*Materials provided:*
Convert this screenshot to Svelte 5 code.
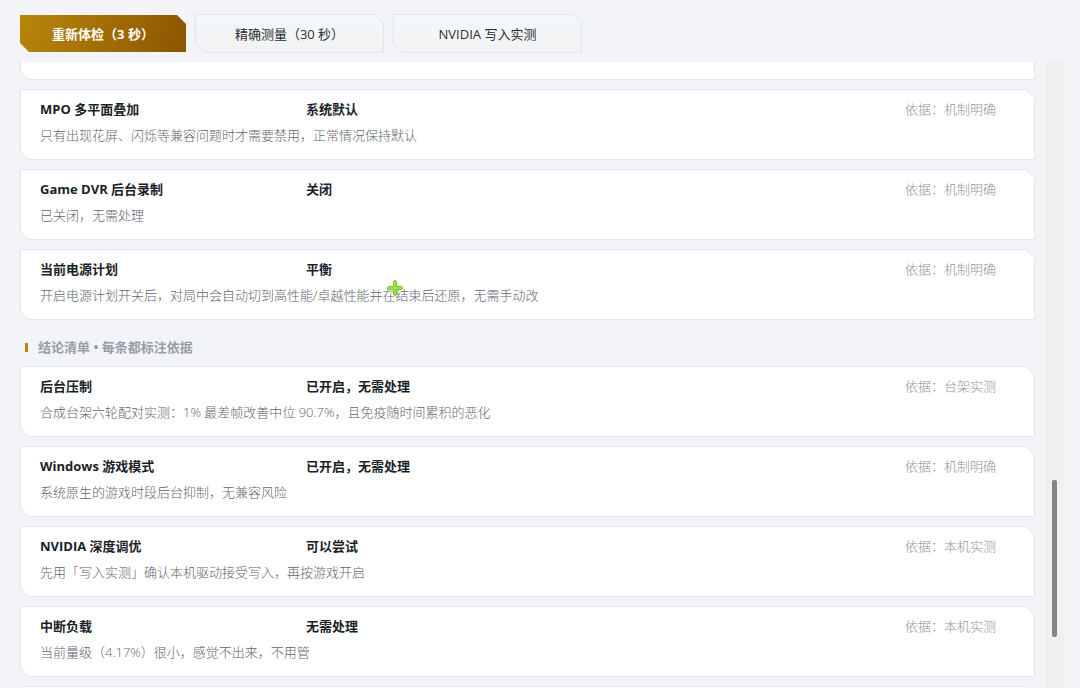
<script lang="ts">
	interface Finding {
		name: string;
		value: string;
		desc: string;
		basis: string;
	}

	const settings: Finding[] = [
		{
			name: 'MPO 多平面叠加',
			value: '系统默认',
			desc: '只有出现花屏、闪烁等兼容问题时才需要禁用，正常情况保持默认',
			basis: '机制明确'
		},
		{ name: 'Game DVR 后台录制', value: '关闭', desc: '已关闭，无需处理', basis: '机制明确' },
		{
			name: '当前电源计划',
			value: '平衡',
			desc: '开启电源计划开关后，对局中会自动切到高性能/卓越性能并在结束后还原，无需手动改',
			basis: '机制明确'
		}
	];

	const conclusions: Finding[] = [
		{
			name: '后台压制',
			value: '已开启，无需处理',
			desc: '合成台架六轮配对实测：1% 最差帧改善中位 90.7%，且免疫随时间累积的恶化',
			basis: '台架实测'
		},
		{
			name: 'Windows 游戏模式',
			value: '已开启，无需处理',
			desc: '系统原生的游戏时段后台抑制，无兼容风险',
			basis: '机制明确'
		},
		{
			name: 'NVIDIA 深度调优',
			value: '可以尝试',
			desc: '先用「写入实测」确认本机驱动接受写入，再按游戏开启',
			basis: '本机实测'
		},
		{
			name: '中断负载',
			value: '无需处理',
			desc: '当前量级（4.17%）很小，感觉不出来，不用管',
			basis: '本机实测'
		}
	];
</script>

{#snippet card(item: Finding)}
	<article class="card cut">
		<div class="row">
			<h3>{item.name}</h3>
			<strong>{item.value}</strong>
			<span class="basis">依据：{item.basis}</span>
		</div>
		<p>{item.desc}</p>
	</article>
{/snippet}

<main>
	<div class="toolbar">
		<button class="btn primary">重新体检（3 秒）</button>
		<button class="btn cut">精确测量（30 秒）</button>
		<button class="btn cut">NVIDIA 写入实测</button>
	</div>

	<div class="viewport">
		<div class="list">
			<div class="card cut tail"></div>
			{#each settings as item}
				{@render card(item)}
			{/each}

			<h2>结论清单 • 每条都标注依据</h2>
			{#each conclusions as item}
				{@render card(item)}
			{/each}
			<div class="card cut"></div>
		</div>
		<div class="track">
			<div class="thumb"></div>
		</div>
	</div>

	<svg class="cursor" width="18" height="18" viewBox="0 0 18 18" aria-hidden="true">
		<path
			d="M9 1l2 2.500H10.500V7.500H14.500V7L17 9l-2.500 2v-.500H10.500V14.500H11L9 17l-2-2.500H7.500V10.500H3.500V11L1 9l2.500-2v.500H7.500V3.500H7z"
			fill="#a4e238"
			stroke="#76bf2e"
			stroke-linejoin="round"
		/>
	</svg>
</main>

<style>
	:global(body) {
		margin: 0;
		background: #f3f4f8;
	}

	main {
		display: flex;
		flex-direction: column;
		box-sizing: border-box;
		height: 100vh;
		padding: 14px 16px 0 20px;
		overflow: hidden;
		position: relative;
		font-family: 'Open Sans', 'Noto Sans CJK SC', sans-serif;
		font-size: 13px;
		line-height: 20px;
		color: #1b1f27;
	}

	/* top-right and bottom-left corners are cut off, border included */
	.cut {
		--c: 9px;
		position: relative;
		z-index: 0;
		background: #e2e5e9;
		clip-path: polygon(
			0 0,
			calc(100% - var(--c)) 0,
			100% var(--c),
			100% 100%,
			var(--c) 100%,
			0 calc(100% - var(--c))
		);

		&::before {
			--c: 8px;
			content: '';
			position: absolute;
			inset: 1px;
			z-index: -1;
			background: var(--fill, #fff);
			clip-path: polygon(
				0 0,
				calc(100% - var(--c)) 0,
				100% var(--c),
				100% 100%,
				var(--c) 100%,
				0 calc(100% - var(--c))
			);
		}
	}

	.toolbar {
		display: flex;
		align-items: center;
		gap: 9px;
		padding-bottom: 9px;
	}

	.btn {
		--fill: linear-gradient(#f4f8fb, #f2f2f2);
		min-width: 189px;
		height: 39px;
		padding: 0 30px;
		border: 0;
		font: inherit;
		color: #2a2e35;
		cursor: pointer;
	}

	.primary {
		min-width: 166px;
		height: 37px;
		background: linear-gradient(110deg, #b9860b, #8b5500);
		color: #fff;
		font-weight: 700;
		clip-path: polygon(
			0 0,
			calc(100% - 9px) 0,
			100% 9px,
			100% 100%,
			9px 100%,
			0 calc(100% - 9px)
		);
	}

	.viewport {
		display: flex;
		flex: 1;
		min-height: 0;
		gap: 11px;
		overflow: hidden;
	}

	.list {
		display: flex;
		flex: 1;
		flex-direction: column;
		gap: 9px;
	}

	.card {
		flex: none;
		box-sizing: border-box;
		min-height: 71px;
		padding: 10px 39px 14px 20px;
	}

	.tail {
		margin-top: -53px;
	}

	.row {
		display: flex;
		align-items: center;
	}

	h3 {
		flex: 0 0 266px;
		margin: 0;
		font-size: 13px;
		font-weight: 700;
	}

	.basis {
		margin-left: auto;
		font-weight: 300;
		color: #8f949f;
	}

	p {
		margin: 6px 0 0;
		font-weight: 300;
		color: #5f6570;
	}

	h2 {
		display: flex;
		align-items: center;
		gap: 10px;
		margin: 8px 0 0 5px;
		font-size: 13px;
		font-weight: 700;
		line-height: 20px;
		color: #979da7;

		&::before {
			content: '';
			width: 3px;
			height: 9px;
			background: #b9860b;
		}
	}

	.track {
		flex: none;
		width: 18px;
		background: #f0f0f0;
	}

	.thumb {
		width: 5px;
		height: 25%;
		margin: 418px 0 0 6px;
		border-radius: 2px;
		background: #858585;
	}

	.cursor {
		position: absolute;
		left: 386px;
		top: 279px;
	}
</style>
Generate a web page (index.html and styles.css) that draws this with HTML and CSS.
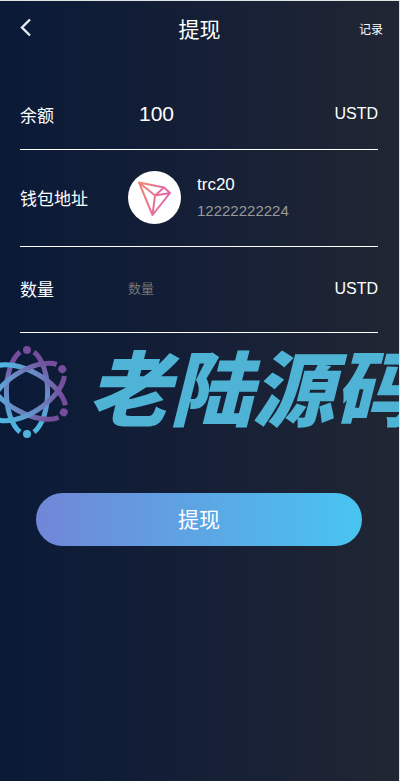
FILE: index.html
```html
<!DOCTYPE html>
<html lang="zh-CN">
<head>
    <meta charset="UTF-8">
    <meta name="viewport" content="width=device-width, initial-scale=1.0">
    <title>提现</title>
    <link rel="stylesheet" href="styles.css">
</head>
<body>
    <div class="page">
        <header class="header">
            <button class="back-button" type="button" aria-label="返回">
                <svg width="12" height="20" viewBox="0 0 12 20" fill="none" stroke="#e8eaf2" stroke-width="2.4">
                    <path d="M10 1.5 L2 9.5 L10 17.5"/>
                </svg>
            </button>
            <h1 class="title">提现</h1>
            <a class="record-link" href="#">记录</a>
        </header>

        <form class="withdraw-form">
            <!-- Balance -->
            <div class="row balance-row">
                <span class="label">余额</span>
                <span class="balance">100</span>
                <span class="unit">USTD</span>
            </div>

            <!-- Wallet address -->
            <div class="row wallet-row">
                <span class="label">钱包地址</span>
                <div class="wallet">
                    <svg class="coin" width="53" height="53" viewBox="0 0 53 53">
                        <defs>
                            <linearGradient id="tron" gradientUnits="userSpaceOnUse" x1="11" y1="20" x2="42" y2="26">
                                <stop offset="0" stop-color="#ee8577"/>
                                <stop offset="1" stop-color="#e262ae"/>
                            </linearGradient>
                        </defs>
                        <circle cx="26.5" cy="26.5" r="26.5" fill="#fff"/>
                        <path d="M11 11.5 L36 16.5 L42 22 L24.5 44 Z M11 11.5 L27 24.5 L24.5 44 M36 16.5 L27 24.5 L42 22" fill="none" stroke="url(#tron)" stroke-width="2" stroke-linejoin="round"/>
                    </svg>
                    <div class="wallet-details">
                        <div class="wallet-name">trc20</div>
                        <div class="wallet-address">12222222224</div>
                    </div>
                </div>
            </div>

            <!-- Amount -->
            <div class="row amount-row">
                <label class="label" for="amount">数量</label>
                <input class="amount-input" id="amount" type="text" placeholder="数量">
                <span class="unit">USTD</span>
            </div>

            <div class="brand">
                <svg class="brand-logo" width="70" height="94" viewBox="0 0 70 94">
                    <defs>
                        <linearGradient id="orbit-color" gradientUnits="userSpaceOnUse" x1="0" y1="-42" x2="0" y2="42">
                            <stop offset="0.1" stop-color="#744d9c"/>
                            <stop offset="0.5" stop-color="#6b88c4"/>
                            <stop offset="0.9" stop-color="#4fb5e0"/>
                        </linearGradient>
                        <g id="orbit">
                            <path d="M7 -40 A21.5 43 0 0 1 7 40 M-7 -40 A21.5 43 0 0 0 -7 40" fill="none" stroke="url(#orbit-color)" stroke-width="5"/>
                            <circle cx="0" cy="-42" r="4" fill="#744d9c"/>
                            <circle cx="0" cy="42" r="4" fill="#4fb5d8"/>
                        </g>
                    </defs>
                    <use href="#orbit" transform="translate(27 47)"/>
                    <use href="#orbit" transform="translate(27 47) rotate(119)"/>
                    <use href="#orbit" transform="translate(27 47) rotate(57)"/>
                </svg>
                <span class="brand-name">老陆源码</span>
            </div>

            <button class="submit-button" type="button">提现</button>
        </form>
    </div>
</body>
</html>
```
FILE: styles.css
```css
* {
    box-sizing: border-box;
}

body {
    margin: 0;
    font-family: "Liberation Sans", "Noto Sans CJK SC", sans-serif;
    color: #fff;
}

.page {
    min-height: 100vh;
    overflow: hidden;
    border-top: 1px solid #dfe5e5;
    border-right: 1px solid #dfe5e5;
    background: linear-gradient(to right, #0a1a37, #151f36 50%, #202633);
}

.header {
    display: grid;
    grid-template-columns: 1fr auto 1fr;
    align-items: center;
    height: 54px;
    padding: 0 16px;
}

.back-button {
    display: flex;
    justify-self: start;
    padding: 0 4px;
    border: none;
    background: none;
    cursor: pointer;
}

.title {
    margin: 0;
    font-size: 21px;
    font-weight: normal;
}

.record-link {
    justify-self: end;
    color: #fff;
    font-size: 12px;
    text-decoration: none;
}

.withdraw-form {
    display: flex;
    flex-direction: column;
    padding-top: 24px;
}

.row {
    display: grid;
    grid-template-columns: 108px 1fr auto;
    align-items: center;
    margin: 0 21px 0 20px;
    padding-bottom: 2px;
    border-bottom: 1px solid #fff;
}

.balance-row {
    height: 71px;
    padding-bottom: 0;
}

.wallet-row {
    height: 97px;
}

.amount-row {
    height: 86px;
}

.label {
    font-size: 17px;
}

.balance {
    padding-left: 11px;
    font-size: 21px;
}

.unit {
    font-size: 16px;
}

.wallet {
    display: flex;
    align-items: center;
    gap: 16px;
}

.wallet-name {
    padding-top: 2px;
    font-size: 17px;
    line-height: 26px;
}

.wallet-address {
    color: #999;
    font-size: 15px;
    line-height: 26px;
}

.amount-input {
    width: 100%;
    min-width: 0;
    padding: 0;
    border: none;
    outline: none;
    background: none;
    color: #fff;
    font-family: inherit;
    font-size: 13px;
}

.amount-input::placeholder {
    color: #757575;
}

.brand {
    display: flex;
    align-items: flex-start;
    gap: 18px;
    height: 94px;
    margin-top: 12px;
    overflow: hidden;
}

.brand-logo {
    flex: none;
}

.brand-name {
    flex: none;
    color: #4fb3d6;
    font-family: "Noto Sans CJK SC", sans-serif;
    font-size: 82px;
    font-style: italic;
    font-weight: 900;
    line-height: 80px;
    white-space: nowrap;
}

.submit-button {
    height: 53px;
    margin: 54px 37px 0 36px;
    padding: 0 0 4px;
    border: none;
    border-radius: 27px;
    background: linear-gradient(to right, #7186d8, #48c5f0);
    color: #fff;
    font-family: inherit;
    font-size: 21px;
    cursor: pointer;
}
```
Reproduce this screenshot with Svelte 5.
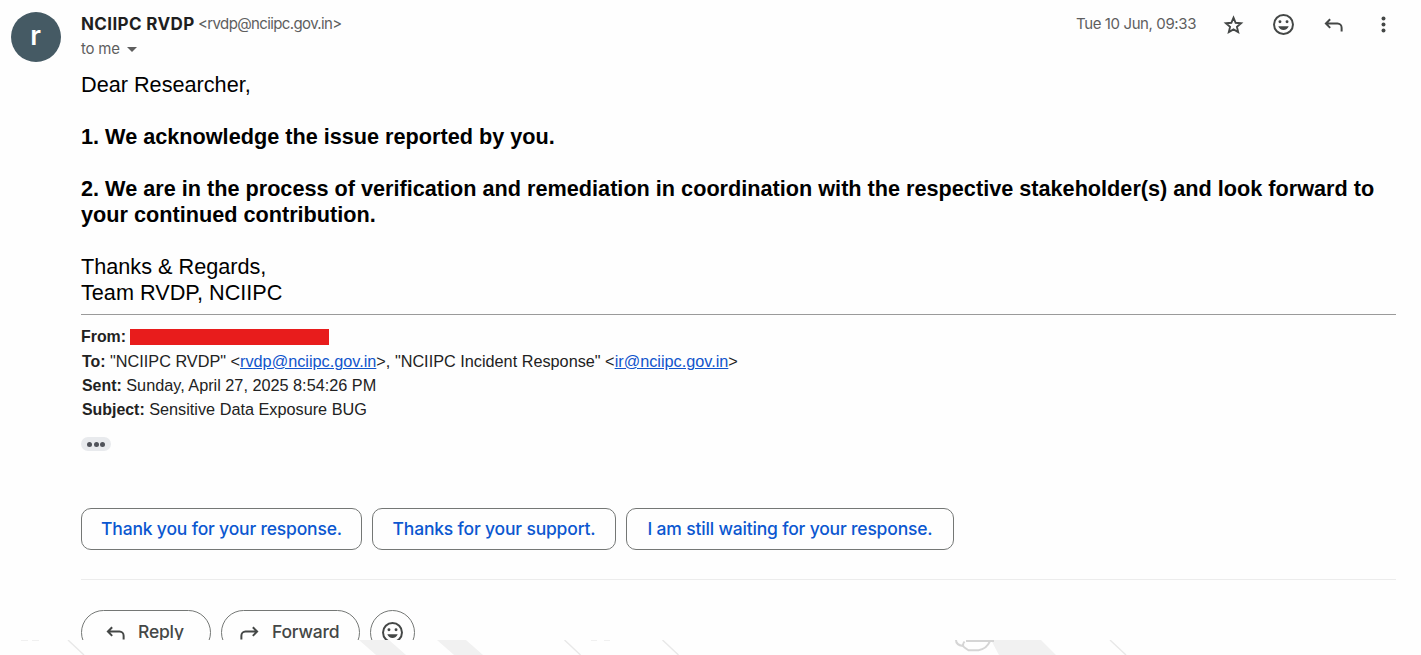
<script>
  const suggestions = [
    { text: 'Thank you for your response.', width: 281 },
    { text: 'Thanks for your support.', width: 244 },
    { text: 'I am still waiting for your response.', width: 328 }
  ];
</script>

{#snippet smile()}
  <svg class="icon smile" viewBox="0 0 24 24" aria-hidden="true">
    <circle cx="12" cy="12" r="9.1" fill="none" stroke="currentColor" stroke-width="1.9" />
    <circle cx="8.6" cy="9.4" r="1.4" />
    <circle cx="15.4" cy="9.4" r="1.4" />
    <path d="M7 13.6h10c-.8 2.2-2.7 3.6-5 3.6s-4.200-1.400-5-3.600z" />
  </svg>
{/snippet}

{#snippet arrow(flip)}
  <svg class="icon" class:flip viewBox="0 0 24 24" aria-hidden="true">
    <path d="M8.800 7 4.700 11.100l4.100 4.100M5 11.100H15.800a4 4 0 0 1 4 4V18.600" fill="none" stroke="currentColor" stroke-width="1.900" />
  </svg>
{/snippet}

<main class="page">
  <article class="mail">
    <div class="avatar"><span>r</span></div>
    <div class="content">
      <header>
        <div class="sender">
          <div class="line"><strong>NCIIPC RVDP</strong><span class="address">&lt;rvdp@nciipc.gov.in&gt;</span></div>
          <div class="to"><span>to me</span><i class="caret"></i></div>
        </div>
        <div class="tools">
          <time>Tue 10 Jun, 09:33</time>
          <svg class="icon star" viewBox="0 0 24 24" aria-hidden="true">
            <path d="M12 5.500l2.050 4.850 5.250.45-4 3.450 1.200 5.100L12 16.650 7.500 19.350l1.200-5.100-4-3.450 5.250-.45z" fill="none" stroke="currentColor" stroke-width="1.800" />
          </svg>
          {@render smile()}
          {@render arrow(false)}
          <svg class="icon" viewBox="0 0 24 24" aria-hidden="true">
            <circle cx="12" cy="6.200" r="1.900" /><circle cx="12" cy="12" r="1.900" /><circle cx="12" cy="17.800" r="1.900" />
          </svg>
        </div>
      </header>

      <section class="body">
        <p>Dear Researcher,</p>
        <p class="bold">1. We acknowledge the issue reported by you.</p>
        <p class="bold">2. We are in the process of verification and remediation in coordination with the respective stakeholder(s) and look forward to<br />your continued contribution.</p>
        <p>Thanks &amp; Regards,<br />Team RVDP, NCIIPC</p>
      </section>

      <section class="quoted">
        <div class="from"><b>From:</b><span class="redacted"></span></div>
        <div><b>To:</b> "NCIIPC RVDP" &lt;<span class="link">rvdp@nciipc.gov.in</span>&gt;, "NCIIPC Incident Response" &lt;<span class="link">ir@nciipc.gov.in</span>&gt;</div>
        <div><b>Sent:</b> Sunday, April 27, 2025 8:54:26 PM</div>
        <div><b>Subject:</b> Sensitive Data Exposure BUG</div>
      </section>

      <div class="trimmed"><i></i><i></i><i></i></div>

      <div class="suggestions">
        {#each suggestions as s}
          <button style:width="{s.width}px">{s.text}</button>
        {/each}
      </div>

      <footer>
        <button class="reply">{@render arrow(false)}<span>Reply</span></button>
        <button class="forward">{@render arrow(true)}<span>Forward</span></button>
        <button class="react">{@render smile()}</button>
      </footer>
    </div>
  </article>

  <svg class="pattern" viewBox="0 0 1421 15" aria-hidden="true">
    <path d="M359 0h30l17 15h-30zM437 0h29l17 15h-29zM991 0h50l15 15h-57z" fill="#f1f1f1" />
    <path d="M68 0l16 15M564.500 0l16 15M662.500 0l16 15M1110 0l16 15" stroke="#e8e8e8" stroke-width="1.400" />
    <path d="M21 .5h7M32 .5h7M591 .5h6M604 .5h6" stroke="#f0f0f0" />
    <path d="M956 0q0 5 7 6M964.500 1.500q-3 4 0 6t4 2.700h10q8-1 11.500-9M966 1h28" fill="none" stroke="#d5d5d5" stroke-width="2" />
  </svg>
</main>

<style>
  :global(body) { margin: 0; background: #fefefe; }
  .page { width: 1421px; height: 655px; overflow: hidden; background: #fefefe; font-family: Inter, sans-serif; color: #1f1f1f; }
  .mail { display: flex; height: 640px; overflow: hidden; box-sizing: border-box; padding: 12px 25px 0 11px; }
  .avatar { flex: none; width: 50px; height: 50px; margin-right: 20px; border-radius: 50%; background: #455a64; color: #fff; display: flex; align-items: center; justify-content: center; font: 600 27px/46px Inter, sans-serif; }
  .avatar span { padding: 0 1px 3px 0; }
  .content { width: 1315px; flex: none; }
  header { display: flex; justify-content: space-between; height: 60px; }
  .line { display: flex; align-items: center; height: 24px; white-space: nowrap; }
  .line strong { width: 117px; font-size: 17px; font-weight: 700; letter-spacing: .37px; }
  .address, .to, time { font-size: 15px; color: #5e5e5e; }
  .address { letter-spacing: -.62px; padding-bottom: 1px; }
  .to { display: flex; align-items: center; height: 25px; gap: 8px; letter-spacing: -.2px; }
  .caret { border: 5px solid transparent; border-top-color: #5e5e5e; border-bottom: 0; margin: 2px 0 0 -1px; }
  .tools { display: flex; height: 25px; align-items: center; color: #444746; }
  time { width: 120px; margin-right: 25px; letter-spacing: -.39px; white-space: nowrap; padding-bottom: 2px; }
  .tools .icon { margin-right: 25px; }
  .tools .icon:last-child { margin-right: 0; }
  .icon { width: 25px; height: 25px; flex: none; fill: currentColor; }
  .flip { transform: scaleX(-1); }
  .body { font: 21.67px/26px "Liberation Sans", Arial, sans-serif; color: #000; border-bottom: 1px solid #9a9a9a; padding-bottom: 8px; white-space: nowrap; }
  .body p { margin: 0 0 26px; }
  .body p:last-child { margin: 0; }
  .bold { font-weight: 700; }
  .quoted { padding: 10px 0 0 1px; font: 16.25px/24px "Liberation Sans", Arial, sans-serif; color: #222; white-space: nowrap; }
  .quoted div { height: 24px; }
  .quoted b { font-size: 15.9px; }
  .quoted .from { display: flex; align-items: center; margin-left: -1px; }
  .from b { width: 45px; }
  .redacted { width: 199px; height: 16px; margin-left: 4px; background: #e81c1c; }
  .link { color: #1155cc; text-decoration: underline; }
  .trimmed { width: 30px; height: 14px; margin-top: 16px; border-radius: 7px; background: #e8eaed; display: flex; align-items: center; justify-content: center; gap: 1.5px; }
  .trimmed i { width: 5px; height: 5px; border-radius: 50%; background: #50535a; }
  .suggestions { display: flex; gap: 10px; padding: 57px 0 29px; border-bottom: 1px solid #ececec; }
  button { box-sizing: border-box; padding: 0; background: transparent; border: 1px solid #747775; white-space: nowrap; font-family: Inter, sans-serif; }
  .suggestions button { height: 42px; border-radius: 10px; padding-bottom: 2px; color: #0b57d0; font-size: 17.500px; font-weight: 500; letter-spacing: -.18px; }
  footer { display: flex; gap: 10px; padding-top: 30px; }
  footer button { height: 45px; border-radius: 23px; display: flex; align-items: center; color: #444746; font-size: 17.500px; font-weight: 500; }
  .reply { width: 130px; padding-left: 21px; }
  .forward { width: 139px; padding-left: 15px; }
  footer span { margin-left: 10px; padding-bottom: 2px; letter-spacing: -.2px; }
  .react { width: 45px; justify-content: center; padding-bottom: 1px; }
  .pattern { display: block; width: 1421px; height: 15px; }
</style>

*Direction:* Using the listing above, list every line in which the string "this" occurs.

*The result:*
Convert this screenshot to Svelte 5 code.
Generate a web page (index.html and styles.css) that draws this with HTML and CSS.
Reproduce this screenshot with Svelte 5.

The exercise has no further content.